919 days ago

Waitakere Hospital makes 'instant' changes to ED policy after mum, baby refused treatment

Brian from New Lynn

A hospital has apologised for telling a West Auckland mum whose baby was suffering a brain injury that she faced a 10-hour wait to see a doctor. And since Alana Vazey spoke to the Herald about her frightening experience at Waitākere Hospital this week, the Waitematā DHB says it has made "instant changes" ensuring people are triaged correctly upon entry. Vazey was left desperate and angry after being turned away from the hospital's emergency department on Wednesday which ultimately saw her have to take her 5-month-old to Starship Hospital, which diagnosed her with a small brain bleed and concussion. The mother-of-four spoke out in the hope that nobody else has to go through the same experience, which she said left many others in the queue shocked at what was unfolding. Vazey said her baby had fallen about two metres out of her cot and on to her head while at daycare, so she was rushed to the ED, arriving at about 2.30pm to a long queue. "She was very sleepy, so I took her directly to Waitakere Hospital. At the door was a security guard who was basically triaging patients. "There was a line out the front door of emergency and in that line were some very elderly people ... also a new mum." Vazey made her way through the queue - explaining what had happened to her daughter to each person, who then let her pass - which eventually let her get to the front of the line. She told what happened to the security guard who then spoke to a healthcare assistant working inside. "Then the security guard said to me 'you need to get into the back of the line'. "I said 'can't you get the nurse to do her [observations] or something out here?', and she said 'get in the line like everybody else'." After being told it was an approximate 10-hour wait to see somebody, Vazey gave up and started walking back to her car when her daughter started vomiting. "I went back, and [security guard] was talking to somebody else, and I said 'my daughter's just started vomiting'. "And she said 'no, get back in the line, everyone else has to wait. It's a 10-hour wait for a doctor and you'll be waiting 10 hours."

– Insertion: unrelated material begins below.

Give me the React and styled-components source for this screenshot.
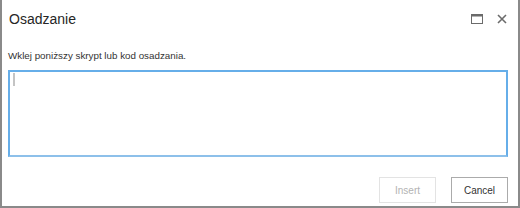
import React from 'react'
import styled, { createGlobalStyle } from 'styled-components'

const Global = createGlobalStyle`
  html, body { margin: 0; padding: 0; background: #fff; }
  body { font-family: "Liberation Sans", Arial, sans-serif; }
`

const Dialog = styled.div`
  box-sizing: border-box;
  width: 520px;
  height: 208px;
  border: 2px solid #8a8a8a;
  border-top: none;
  background: #fff;
  display: flex;
  flex-direction: column;
`

const Header = styled.div`
  display: flex;
  align-items: center;
  justify-content: space-between;
  padding: 6px 10px 0 7px;
  height: 26px;
`

const Title = styled.h1`
  margin: 0;
  font-size: 14px;
  font-weight: 400;
  color: #262626;
`

const Controls = styled.div`
  display: flex;
  align-items: center;
  gap: 13px;
`

const IconBtn = styled.button`
  border: none;
  background: none;
  padding: 0;
  width: 12px;
  height: 12px;
  display: flex;
  align-items: center;
  justify-content: center;
  cursor: pointer;
`

const Body = styled.div`
  flex: 1;
  display: flex;
  flex-direction: column;
  padding: 18px 10px 0 6px;
`

const Label = styled.p`
  margin: 0 0 9px;
  font-size: 9.8px;
  color: #333;
`

const Field = styled.div`
  position: relative;
  box-sizing: border-box;
  height: 87px;
  border: 2px solid #66aee9;
  border-bottom-color: #8dc0ea;
`

const Caret = styled.span`
  position: absolute;
  left: 3px;
  top: 1px;
  width: 2px;
  height: 13px;
  background: #c4c4c4;
`

const Footer = styled.div`
  display: flex;
  justify-content: flex-end;
  gap: 15px;
  padding: 0 10px 3px 0;
`

const Button = styled.button`
  box-sizing: border-box;
  width: ${p => p.$w}px;
  height: 26px;
  background: #fff;
  font-family: "Liberation Sans", Arial, sans-serif;
  font-size: 10px;
  border: 1px solid ${p => (p.disabled ? '#e3e3e3' : '#ababab')};
  color: ${p => (p.disabled ? '#b3b3b3' : '#333')};
  padding: 0;
`

export default function App() {
  return (
    <>
      <Global />
      <Dialog>
        <Header>
          <Title>Osadzanie</Title>
          <Controls>
            <IconBtn aria-label="maximize">
              <svg width="12" height="10" viewBox="0 0 12 10">
                <rect x="0.5" y="0.5" width="11" height="9" fill="none" stroke="#6b6b6b" />
                <rect x="0.5" y="0.5" width="11" height="2" fill="#6b6b6b" />
              </svg>
            </IconBtn>
            <IconBtn aria-label="close">
              <svg width="10" height="10" viewBox="0 0 10 10">
                <path d="M1 1 L9 9 M9 1 L1 9" stroke="#6b6b6b" strokeWidth="1.6" />
              </svg>
            </IconBtn>
          </Controls>
        </Header>
        <Body>
          <Label>Wklej poniższy skrypt lub kod osadzania.</Label>
          <Field>
            <Caret />
          </Field>
        </Body>
        <Footer>
          <Button $w={57} disabled>Insert</Button>
          <Button $w={57}>Cancel</Button>
        </Footer>
      </Dialog>
    </>
  )
}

Vazey said she then started getting "rarked up" by the refusal and told the security guard to get someone because her daughter's condition had worsened. "I said 'this is ridiculous ... what do I do, ring an ambulance?"
She didn't, as she was already at the hospital, but continued to plead with the security guard. "My daughter started going downhill and had changed from when we first arrived, within minutes." Instead, she rushed her baby to her GP who was nearby, and saw them "instantly". After assessing her, he sent her straight off to Starship urging that she sees a specialist. "I went to Starship and they were great and did everything."

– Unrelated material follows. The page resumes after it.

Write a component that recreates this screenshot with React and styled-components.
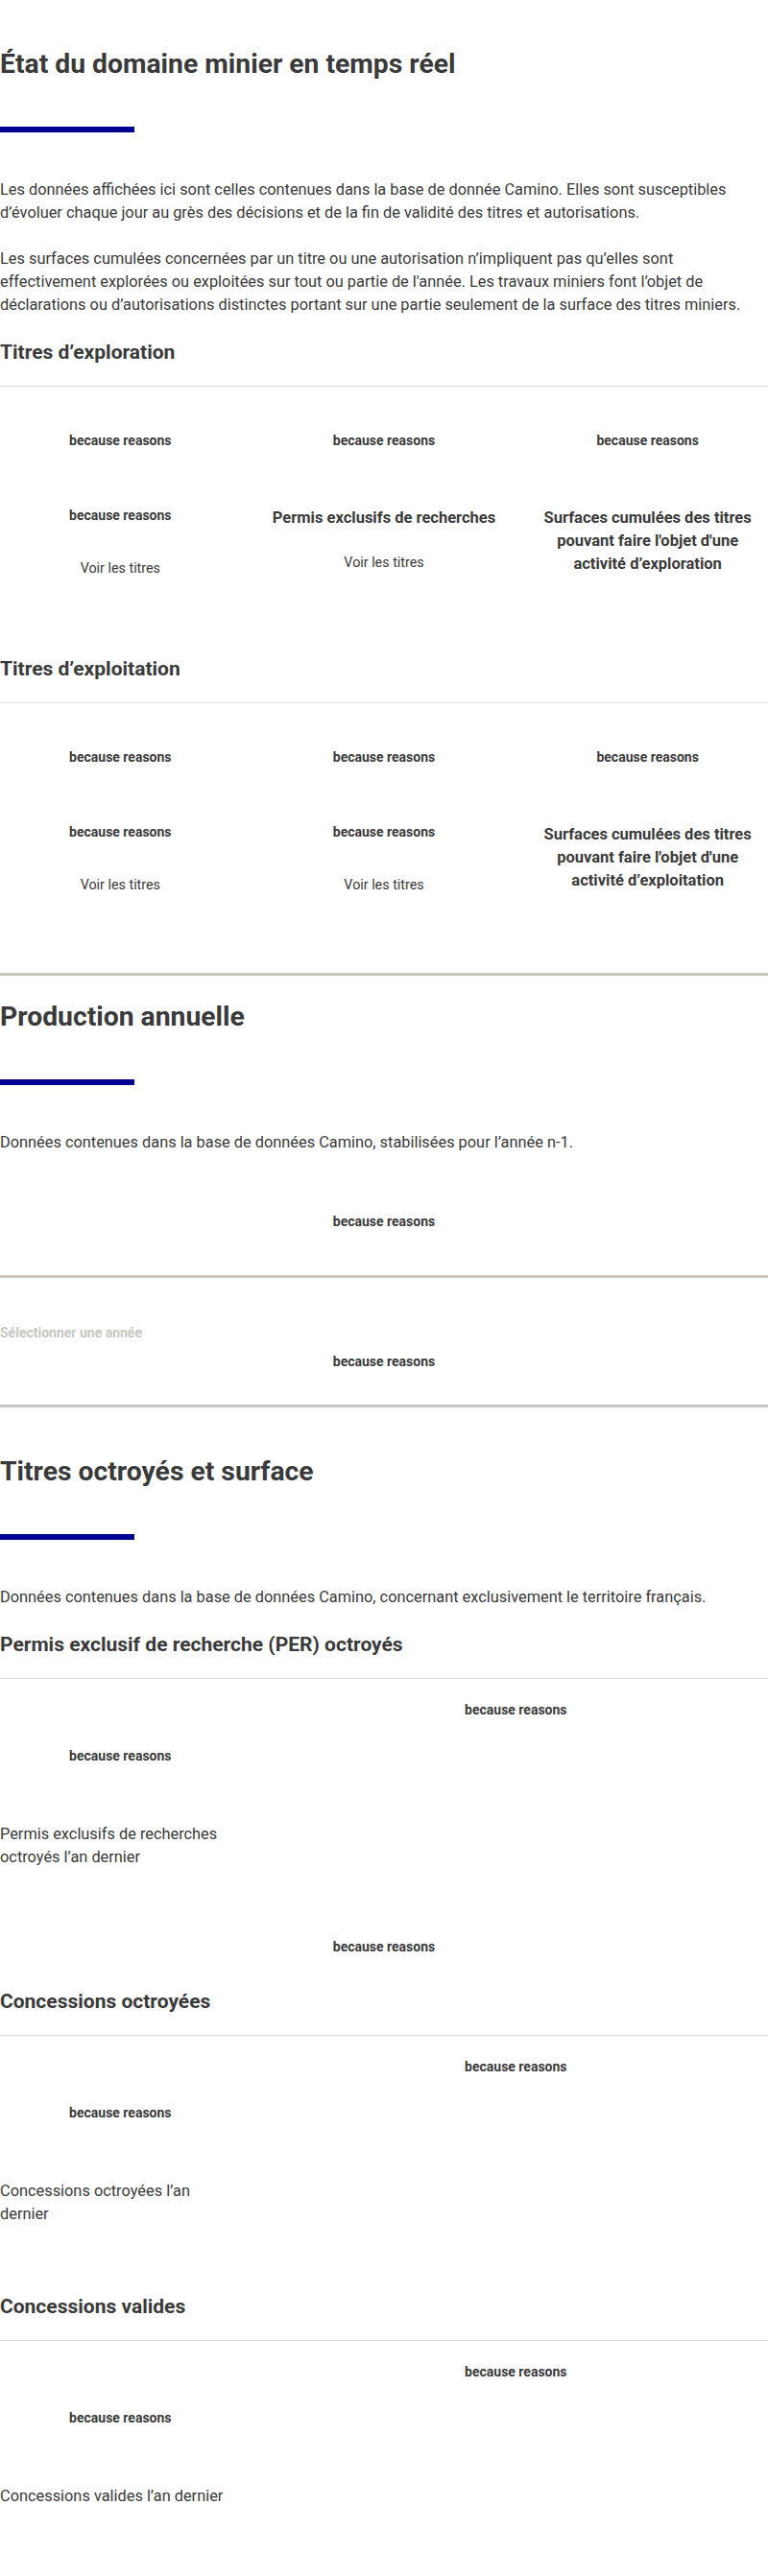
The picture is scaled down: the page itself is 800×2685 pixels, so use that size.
import React from "react";
import styled, { createGlobalStyle } from "styled-components";

const GlobalStyle = createGlobalStyle`
  html, body {
    margin: 0;
    padding: 0;
    background: #ffffff;
  }
  body {
    font-family: Roboto, "Liberation Sans", Arial, sans-serif;
    color: #3a3a3a;
    -webkit-font-smoothing: antialiased;
  }
  * { box-sizing: border-box; }
`;

const Page = styled.main`
  width: 800px;
  display: flex;
  flex-direction: column;
`;

const Section = styled.section`
  padding-top: ${(p) => p.$top}px;
  display: flex;
  flex-direction: column;
`;

const SectionTitle = styled.h2`
  margin: 0;
  font-size: 28.3px;
  line-height: 36px;
  font-weight: 700;
  color: #3a3a3a;
`;

const AccentBar = styled.div`
  width: 140px;
  height: 6px;
  margin-top: 47px;
  background: #000091;
`;

const Lead = styled.p`
  margin: ${(p) => (p.$first ? "48px" : "0")} 0 24px;
  font-size: 16.35px;
  line-height: 24px;
  color: #3a3a3a;
`;

const SubTitle = styled.h3`
  margin: 0 0 22px;
  font-size: 21px;
  line-height: 26px;
  font-weight: 700;
  color: #3a3a3a;
`;

const Rule = styled.hr`
  margin: 0;
  border: 0;
  height: 1px;
  background: #dddddd;
`;

const ThickRule = styled.hr`
  margin: 0;
  border: 0;
  height: 3px;
  background: #cac6bf;
`;

const StatGrid = styled.div`
  display: grid;
  grid-template-columns: repeat(3, 1fr);
  column-gap: 24px;
  align-items: start;
  padding: 46px 0 80px;
`;

const StatCard = styled.div`
  display: flex;
  flex-direction: column;
  align-items: center;
  text-align: center;
`;

const Reason = styled.p`
  margin: 0;
  font-size: 14px;
  line-height: 20px;
  font-weight: 700;
  color: #3a3a3a;
  text-align: center;
`;

const TopReason = styled(Reason)`
  margin-bottom: 58px;
`;

const CardTitle = styled.p`
  margin: 1px 0 0;
  max-width: 240px;
  font-size: 16.5px;
  line-height: 24px;
  font-weight: 700;
  color: #3a3a3a;
`;

const CardLink = styled.a`
  display: block;
  margin-top: ${(p) => p.$gap}px;
  font-size: 14.3px;
  line-height: 24px;
  color: #3a3a3a;
  text-decoration: none;
  cursor: pointer;
`;

const ChartBlock = styled.div`
  padding: 36px 0 46px;
  display: flex;
  justify-content: center;
`;

const FilterBlock = styled.div`
  padding: 47px 0 35px;
  display: flex;
  flex-direction: column;
`;

const SelectLabel = styled.span`
  font-size: 14px;
  line-height: 20px;
  font-weight: 700;
  color: #c6c6c0;
`;

const FilterReason = styled(Reason)`
  margin-top: 10px;
`;

const GrantRow = styled.div`
  display: grid;
  grid-template-columns: repeat(3, 1fr);
  column-gap: 24px;
  align-items: start;
  padding-bottom: 71px;
`;

const GrantSummary = styled.div`
  grid-column: 1;
  padding-top: 70px;
  display: flex;
  flex-direction: column;
`;

const GrantLabel = styled.p`
  margin: 60px 0 0;
  font-size: 16.35px;
  line-height: 24px;
  color: #3a3a3a;
`;

const GrantChart = styled.div`
  grid-column: 2 / span 2;
  padding-top: 22px;
`;

const SurfaceChart = styled.div`
  margin-bottom: 34px;
`;

const R = "because reasons";

function Card({ title, link, linkGap }) {
  return (
    <StatCard>
      <TopReason>{R}</TopReason>
      {title ? <CardTitle>{title}</CardTitle> : <Reason>{R}</Reason>}
      {link && <CardLink $gap={linkGap}>Voir les titres</CardLink>}
    </StatCard>
  );
}

function Grant({ label }) {
  return (
    <GrantRow>
      <GrantSummary>
        <Reason>{R}</Reason>
        <GrantLabel>{label}</GrantLabel>
      </GrantSummary>
      <GrantChart>
        <Reason>{R}</Reason>
      </GrantChart>
    </GrantRow>
  );
}

export default function App() {
  return (
    <>
      <GlobalStyle />
      <Page>
        <Section $top={49}>
          <SectionTitle>État du domaine minier en temps réel</SectionTitle>
          <AccentBar />
          <Lead $first>
            Les données affichées ici sont celles contenues dans la base de donnée Camino. Elles sont
            susceptibles d’évoluer chaque jour au grès des décisions et de la fin de validité des titres et
            autorisations.
          </Lead>
          <Lead>
            Les surfaces cumulées concernées par un titre ou une autorisation n’impliquent pas qu’elles sont
            effectivement explorées ou exploitées sur tout ou partie de l'année. Les travaux miniers font
            l’objet de déclarations ou d’autorisations distinctes portant sur une partie seulement de la
            surface des titres miniers.
          </Lead>
          <SubTitle>Titres d’exploration</SubTitle>
          <Rule />
          <StatGrid>
            <Card link linkGap={33} />
            <Card title="Permis exclusifs de recherches" link linkGap={22} />
            <Card title="Surfaces cumulées des titres pouvant faire l'objet d'une activité d’exploration" />
          </StatGrid>
          <SubTitle>Titres d’exploitation</SubTitle>
          <Rule />
          <StatGrid>
            <Card link linkGap={33} />
            <Card link linkGap={33} />
            <Card title="Surfaces cumulées des titres pouvant faire l'objet d'une activité d’exploitation" />
          </StatGrid>
        </Section>
        <ThickRule />
        <Section $top={25}>
          <SectionTitle>Production annuelle</SectionTitle>
          <AccentBar />
          <Lead $first>Données contenues dans la base de données Camino, stabilisées pour l’année n-1.</Lead>
          <ChartBlock>
            <Reason>{R}</Reason>
          </ChartBlock>
        </Section>
        <ThickRule />
        <FilterBlock>
          <SelectLabel>Sélectionner une année</SelectLabel>
          <FilterReason>{R}</FilterReason>
        </FilterBlock>
        <ThickRule />
        <Section $top={49}>
          <SectionTitle>Titres octroyés et surface</SectionTitle>
          <AccentBar />
          <Lead $first>
            Données contenues dans la base de données Camino, concernant exclusivement le territoire français.
          </Lead>
          <SubTitle>Permis exclusif de recherche (PER) octroyés</SubTitle>
          <Rule />
          <Grant label="Permis exclusifs de recherches octroyés l’an dernier" />
          <SurfaceChart>
            <Reason>{R}</Reason>
          </SurfaceChart>
          <SubTitle>Concessions octroyées</SubTitle>
          <Rule />
          <Grant label="Concessions octroyées l’an dernier" />
          <SubTitle>Concessions valides</SubTitle>
          <Rule />
          <Grant label="Concessions valides l’an dernier" />
        </Section>
      </Page>
    </>
  );
}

It was then they diagnosed her daughter with a concussion and small brain bleed. "Okay, it's a small bleed but it could have been so much worse. "What happens from the moment that I've gone to the hospital to get help, on my own, to my daughter having a seizure in the back of the car or vomiting or unresponsive and I'm trying to go to a different hospital because I got turned away?" Vazey accepted there were wait times at hospitals, but she wanted medical professionals to triage patients - not unqualified security guards. "You should have a triage nurse, like you do everywhere else when you walk into a hospital, saying who can go in the line and who needs to be seen. "Not a security guard."
Asked whether babies or young children with head injuries are given priority, Waitematā DHB executive director hospital Services Mark Shepherd said the policy is that they should, and at a lower Covid-19 alert level they would be able to walk inside to the triage desk, where a nurse is stationed. "Unfortunately, current Covid-19 safety precautions, including physical-distancing, mean only a small number of people can be in the ED waiting room – this is further impacted by the need for a separate ED area, for people who present with Covid-like symptoms ... other patients are asked to wait outside the entrance for the triage nurse." Shepherd said neither Vazey nor her baby were seen by a "medically trained member of staff", instead only a security and health care assistant, and that was "unacceptable". "With both security and the HCA wearing scrubs and PPE, we acknowledge that this would have been frustrating and confusing, and that Alana and her baby's care were not handled appropriately. "We want Alana, other parents and whānau to know that we are taking this matter extremely seriously. "To make sure that this experience is not repeated, we have immediately changed our
front-of-house process to ensure young children and babies are able to bypass the outdoor queue, and be urgently seen inside the ED, by a triage nurse."